Window display #6 Kitchen miscellany

At n.1 we can see one of the first industrial production pressure cookers with thermostat included: the Auto-Thermos of the Ateliers de Boulogne, presented for the first time at the Salon des Arts menagers in 1926, winner of the gold medal in the Lépine competition, which had some success in the 1930s, but its high price and its delicate manipulation prevented its mass diffusion, despite the advertising support of the famous star Joséphine Baker. Also, of French production we find some of the first design pots (n. 2). At n. 3 the first edition of “La Gastronomie” by Joseph Berchoux is exhibited, a poem that had great success in France at the beginning of the nineteenth century. In this work, the word “gastronomy” is used for the first time in the modern sense of the term, no longer therefore in the Greek meaning of “stomach law”, so, from a medical point of view. At n. 4, another important rarity from Rossano Boscolo’s collection: one of the very first models of gas ovens, produced starting from the first half of the nineteenth century in France. Paris was one of the first cities to be widely connected to gas, so much so that in 1820 much of the city’s lighting was managed with gas. At n.5 you can see a pot from the early nineteenth century for cooking in a bain marie and at n.6 a beautiful copper pot dating back to the end of the eighteenth century.

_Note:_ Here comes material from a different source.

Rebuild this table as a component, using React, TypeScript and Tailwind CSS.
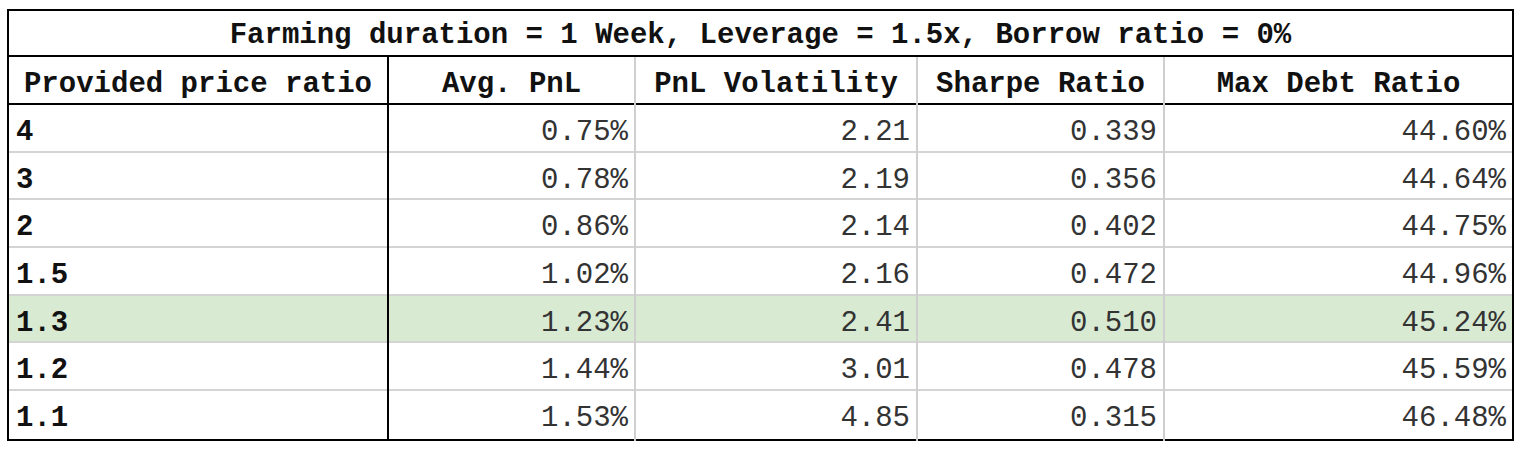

The window display also contains another important book: in fact, at n. 7 there is the work of Mary Elizabeth Beeton “The Book of Household Management” considered the bible of nineteenth-century English cuisine. At n. 8 we find a series of important water pitchers from the Tuscan-Emilian area, with zoomorphic or simple beak, all referable to the second half of the nineteenth century. Among these, at n. 9, a terracotta amphora from the late nineteenth century, of Sabine or Tuscia manufacture. It is one of the first oil containers with a jet breaker system. At n. 10 a German electric toy kitchen from the 1930s, still fully functional, while at number 11 you can admire a classic Italian Balilla kitchen.